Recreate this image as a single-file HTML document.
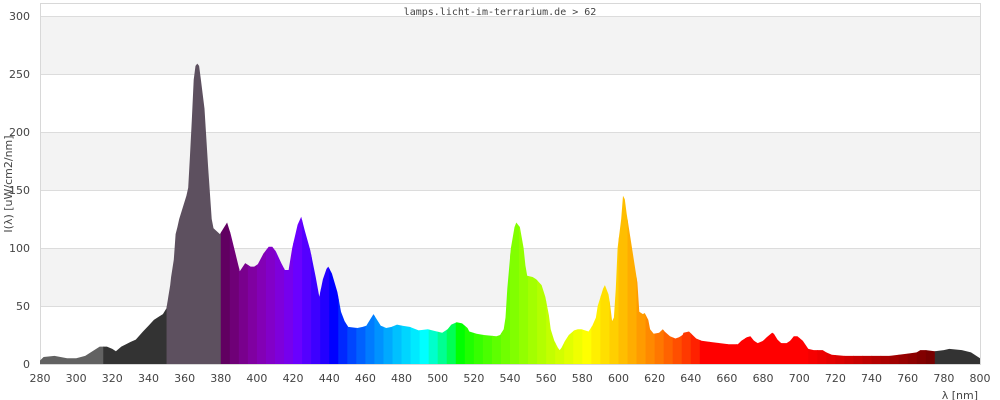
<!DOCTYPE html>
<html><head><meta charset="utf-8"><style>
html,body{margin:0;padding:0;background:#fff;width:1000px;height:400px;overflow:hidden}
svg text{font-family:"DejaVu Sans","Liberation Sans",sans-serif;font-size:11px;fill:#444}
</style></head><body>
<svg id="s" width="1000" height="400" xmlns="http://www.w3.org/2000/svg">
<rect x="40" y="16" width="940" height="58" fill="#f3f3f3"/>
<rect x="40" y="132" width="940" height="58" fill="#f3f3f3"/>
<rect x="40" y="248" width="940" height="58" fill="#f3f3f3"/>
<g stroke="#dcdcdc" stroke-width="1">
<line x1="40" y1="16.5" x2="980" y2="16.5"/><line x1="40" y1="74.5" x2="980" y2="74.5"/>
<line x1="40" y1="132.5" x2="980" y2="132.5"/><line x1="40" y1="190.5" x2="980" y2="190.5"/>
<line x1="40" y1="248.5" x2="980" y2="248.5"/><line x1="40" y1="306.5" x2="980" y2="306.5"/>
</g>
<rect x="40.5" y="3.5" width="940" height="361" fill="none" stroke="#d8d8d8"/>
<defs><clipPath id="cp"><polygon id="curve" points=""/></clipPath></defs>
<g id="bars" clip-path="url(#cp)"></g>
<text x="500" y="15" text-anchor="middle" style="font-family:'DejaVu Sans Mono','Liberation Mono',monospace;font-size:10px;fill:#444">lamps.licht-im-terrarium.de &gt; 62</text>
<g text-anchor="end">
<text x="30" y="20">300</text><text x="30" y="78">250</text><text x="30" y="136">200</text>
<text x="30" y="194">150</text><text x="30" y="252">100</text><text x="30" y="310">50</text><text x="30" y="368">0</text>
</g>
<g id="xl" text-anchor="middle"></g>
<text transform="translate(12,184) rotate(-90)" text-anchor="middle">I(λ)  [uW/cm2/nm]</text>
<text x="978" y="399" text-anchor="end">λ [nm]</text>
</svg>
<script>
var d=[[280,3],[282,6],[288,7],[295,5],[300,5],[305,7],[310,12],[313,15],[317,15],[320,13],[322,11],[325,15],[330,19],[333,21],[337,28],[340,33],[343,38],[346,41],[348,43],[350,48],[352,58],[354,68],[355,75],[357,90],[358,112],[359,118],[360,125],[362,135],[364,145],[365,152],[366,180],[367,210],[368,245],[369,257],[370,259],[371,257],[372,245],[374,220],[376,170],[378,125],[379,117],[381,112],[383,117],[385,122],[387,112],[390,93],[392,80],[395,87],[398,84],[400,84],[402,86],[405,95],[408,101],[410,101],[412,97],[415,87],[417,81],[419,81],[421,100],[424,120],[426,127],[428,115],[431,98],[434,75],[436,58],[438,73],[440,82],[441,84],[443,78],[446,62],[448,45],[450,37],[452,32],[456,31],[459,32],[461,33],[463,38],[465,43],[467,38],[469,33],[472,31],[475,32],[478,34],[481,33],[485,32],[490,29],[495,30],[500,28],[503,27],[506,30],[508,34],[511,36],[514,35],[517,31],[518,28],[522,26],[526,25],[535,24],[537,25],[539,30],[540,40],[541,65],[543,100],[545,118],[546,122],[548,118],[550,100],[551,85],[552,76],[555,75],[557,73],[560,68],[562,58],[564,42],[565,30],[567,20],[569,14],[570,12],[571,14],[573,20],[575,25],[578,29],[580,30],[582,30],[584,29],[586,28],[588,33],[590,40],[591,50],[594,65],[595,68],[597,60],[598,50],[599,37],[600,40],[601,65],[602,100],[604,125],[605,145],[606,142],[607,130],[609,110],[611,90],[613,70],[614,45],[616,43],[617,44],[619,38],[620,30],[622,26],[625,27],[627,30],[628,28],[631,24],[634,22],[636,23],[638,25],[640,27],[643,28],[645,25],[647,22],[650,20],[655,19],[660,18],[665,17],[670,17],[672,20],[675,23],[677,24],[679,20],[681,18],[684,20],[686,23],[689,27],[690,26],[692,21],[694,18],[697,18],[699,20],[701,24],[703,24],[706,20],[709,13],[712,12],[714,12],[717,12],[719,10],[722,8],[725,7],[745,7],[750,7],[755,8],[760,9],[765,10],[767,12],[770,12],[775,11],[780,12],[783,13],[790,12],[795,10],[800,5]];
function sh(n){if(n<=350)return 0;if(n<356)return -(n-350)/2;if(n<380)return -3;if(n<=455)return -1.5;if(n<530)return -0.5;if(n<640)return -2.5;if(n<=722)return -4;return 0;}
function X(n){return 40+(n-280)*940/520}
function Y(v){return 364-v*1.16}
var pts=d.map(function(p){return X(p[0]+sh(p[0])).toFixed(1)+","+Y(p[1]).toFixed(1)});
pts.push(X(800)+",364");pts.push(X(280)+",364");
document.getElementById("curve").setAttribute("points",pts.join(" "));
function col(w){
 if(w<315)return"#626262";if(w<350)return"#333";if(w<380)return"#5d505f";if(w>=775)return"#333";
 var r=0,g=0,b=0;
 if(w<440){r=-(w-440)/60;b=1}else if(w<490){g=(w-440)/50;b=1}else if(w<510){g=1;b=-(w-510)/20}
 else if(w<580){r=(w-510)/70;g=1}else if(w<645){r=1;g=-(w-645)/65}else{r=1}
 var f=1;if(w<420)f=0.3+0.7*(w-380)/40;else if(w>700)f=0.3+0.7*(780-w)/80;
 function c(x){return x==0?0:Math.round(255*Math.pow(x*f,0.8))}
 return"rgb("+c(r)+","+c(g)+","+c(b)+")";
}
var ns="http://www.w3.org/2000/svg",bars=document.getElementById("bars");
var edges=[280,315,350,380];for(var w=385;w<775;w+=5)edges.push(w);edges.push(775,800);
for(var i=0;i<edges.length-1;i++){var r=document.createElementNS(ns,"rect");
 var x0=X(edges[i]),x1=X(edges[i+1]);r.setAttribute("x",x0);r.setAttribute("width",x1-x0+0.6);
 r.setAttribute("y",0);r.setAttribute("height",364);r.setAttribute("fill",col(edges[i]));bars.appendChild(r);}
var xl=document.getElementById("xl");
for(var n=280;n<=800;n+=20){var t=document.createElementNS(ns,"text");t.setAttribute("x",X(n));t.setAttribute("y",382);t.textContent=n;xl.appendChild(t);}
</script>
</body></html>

◇ ◇ ◇ ◇ ◇ ◇ ◇

# TASK DIRECTIONS
Are you able to set down all the lines above exactly, without any pictures?

# COMPLETED EXERCISE
Recreate this image as a single-file HTML document.
<!DOCTYPE html>
<html><head><meta charset="utf-8"><style>
html,body{margin:0;padding:0;background:#fff;width:1000px;height:400px;overflow:hidden}
svg text{font-family:"DejaVu Sans","Liberation Sans",sans-serif;font-size:11px;fill:#444}
</style></head><body>
<svg id="s" width="1000" height="400" xmlns="http://www.w3.org/2000/svg">
<rect x="40" y="16" width="940" height="58" fill="#f3f3f3"/>
<rect x="40" y="132" width="940" height="58" fill="#f3f3f3"/>
<rect x="40" y="248" width="940" height="58" fill="#f3f3f3"/>
<g stroke="#dcdcdc" stroke-width="1">
<line x1="40" y1="16.5" x2="980" y2="16.5"/><line x1="40" y1="74.5" x2="980" y2="74.5"/>
<line x1="40" y1="132.5" x2="980" y2="132.5"/><line x1="40" y1="190.5" x2="980" y2="190.5"/>
<line x1="40" y1="248.5" x2="980" y2="248.5"/><line x1="40" y1="306.5" x2="980" y2="306.5"/>
</g>
<rect x="40.5" y="3.5" width="940" height="361" fill="none" stroke="#d8d8d8"/>
<defs><clipPath id="cp"><polygon id="curve" points=""/></clipPath></defs>
<g id="bars" clip-path="url(#cp)"></g>
<text x="500" y="15" text-anchor="middle" style="font-family:'DejaVu Sans Mono','Liberation Mono',monospace;font-size:10px;fill:#444">lamps.licht-im-terrarium.de &gt; 62</text>
<g text-anchor="end">
<text x="30" y="20">300</text><text x="30" y="78">250</text><text x="30" y="136">200</text>
<text x="30" y="194">150</text><text x="30" y="252">100</text><text x="30" y="310">50</text><text x="30" y="368">0</text>
</g>
<g id="xl" text-anchor="middle"></g>
<text transform="translate(12,184) rotate(-90)" text-anchor="middle">I(λ)  [uW/cm2/nm]</text>
<text x="978" y="399" text-anchor="end">λ [nm]</text>
</svg>
<script>
var d=[[280,3],[282,6],[288,7],[295,5],[300,5],[305,7],[310,12],[313,15],[317,15],[320,13],[322,11],[325,15],[330,19],[333,21],[337,28],[340,33],[343,38],[346,41],[348,43],[350,48],[352,58],[354,68],[355,75],[357,90],[358,112],[359,118],[360,125],[362,135],[364,145],[365,152],[366,180],[367,210],[368,245],[369,257],[370,259],[371,257],[372,245],[374,220],[376,170],[378,125],[379,117],[381,112],[383,117],[385,122],[387,112],[390,93],[392,80],[395,87],[398,84],[400,84],[402,86],[405,95],[408,101],[410,101],[412,97],[415,87],[417,81],[419,81],[421,100],[424,120],[426,127],[428,115],[431,98],[434,75],[436,58],[438,73],[440,82],[441,84],[443,78],[446,62],[448,45],[450,37],[452,32],[456,31],[459,32],[461,33],[463,38],[465,43],[467,38],[469,33],[472,31],[475,32],[478,34],[481,33],[485,32],[490,29],[495,30],[500,28],[503,27],[506,30],[508,34],[511,36],[514,35],[517,31],[518,28],[522,26],[526,25],[535,24],[537,25],[539,30],[540,40],[541,65],[543,100],[545,118],[546,122],[548,118],[550,100],[551,85],[552,76],[555,75],[557,73],[560,68],[562,58],[564,42],[565,30],[567,20],[569,14],[570,12],[571,14],[573,20],[575,25],[578,29],[580,30],[582,30],[584,29],[586,28],[588,33],[590,40],[591,50],[594,65],[595,68],[597,60],[598,50],[599,37],[600,40],[601,65],[602,100],[604,125],[605,145],[606,142],[607,130],[609,110],[611,90],[613,70],[614,45],[616,43],[617,44],[619,38],[620,30],[622,26],[625,27],[627,30],[628,28],[631,24],[634,22],[636,23],[638,25],[640,27],[643,28],[645,25],[647,22],[650,20],[655,19],[660,18],[665,17],[670,17],[672,20],[675,23],[677,24],[679,20],[681,18],[684,20],[686,23],[689,27],[690,26],[692,21],[694,18],[697,18],[699,20],[701,24],[703,24],[706,20],[709,13],[712,12],[714,12],[717,12],[719,10],[722,8],[725,7],[745,7],[750,7],[755,8],[760,9],[765,10],[767,12],[770,12],[775,11],[780,12],[783,13],[790,12],[795,10],[800,5]];
function sh(n){if(n<=350)return 0;if(n<356)return -(n-350)/2;if(n<380)return -3;if(n<=455)return -1.5;if(n<530)return -0.5;if(n<640)return -2.5;if(n<=722)return -4;return 0;}
function X(n){return 40+(n-280)*940/520}
function Y(v){return 364-v*1.16}
var pts=d.map(function(p){return X(p[0]+sh(p[0])).toFixed(1)+","+Y(p[1]).toFixed(1)});
pts.push(X(800)+",364");pts.push(X(280)+",364");
document.getElementById("curve").setAttribute("points",pts.join(" "));
function col(w){
 if(w<315)return"#626262";if(w<350)return"#333";if(w<380)return"#5d505f";if(w>=775)return"#333";
 var r=0,g=0,b=0;
 if(w<440){r=-(w-440)/60;b=1}else if(w<490){g=(w-440)/50;b=1}else if(w<510){g=1;b=-(w-510)/20}
 else if(w<580){r=(w-510)/70;g=1}else if(w<645){r=1;g=-(w-645)/65}else{r=1}
 var f=1;if(w<420)f=0.3+0.7*(w-380)/40;else if(w>700)f=0.3+0.7*(780-w)/80;
 function c(x){return x==0?0:Math.round(255*Math.pow(x*f,0.8))}
 return"rgb("+c(r)+","+c(g)+","+c(b)+")";
}
var ns="http://www.w3.org/2000/svg",bars=document.getElementById("bars");
var edges=[280,315,350,380];for(var w=385;w<775;w+=5)edges.push(w);edges.push(775,800);
for(var i=0;i<edges.length-1;i++){var r=document.createElementNS(ns,"rect");
 var x0=X(edges[i]),x1=X(edges[i+1]);r.setAttribute("x",x0);r.setAttribute("width",x1-x0+0.6);
 r.setAttribute("y",0);r.setAttribute("height",364);r.setAttribute("fill",col(edges[i]));bars.appendChild(r);}
var xl=document.getElementById("xl");
for(var n=280;n<=800;n+=20){var t=document.createElementNS(ns,"text");t.setAttribute("x",X(n));t.setAttribute("y",382);t.textContent=n;xl.appendChild(t);}
</script>
</body></html>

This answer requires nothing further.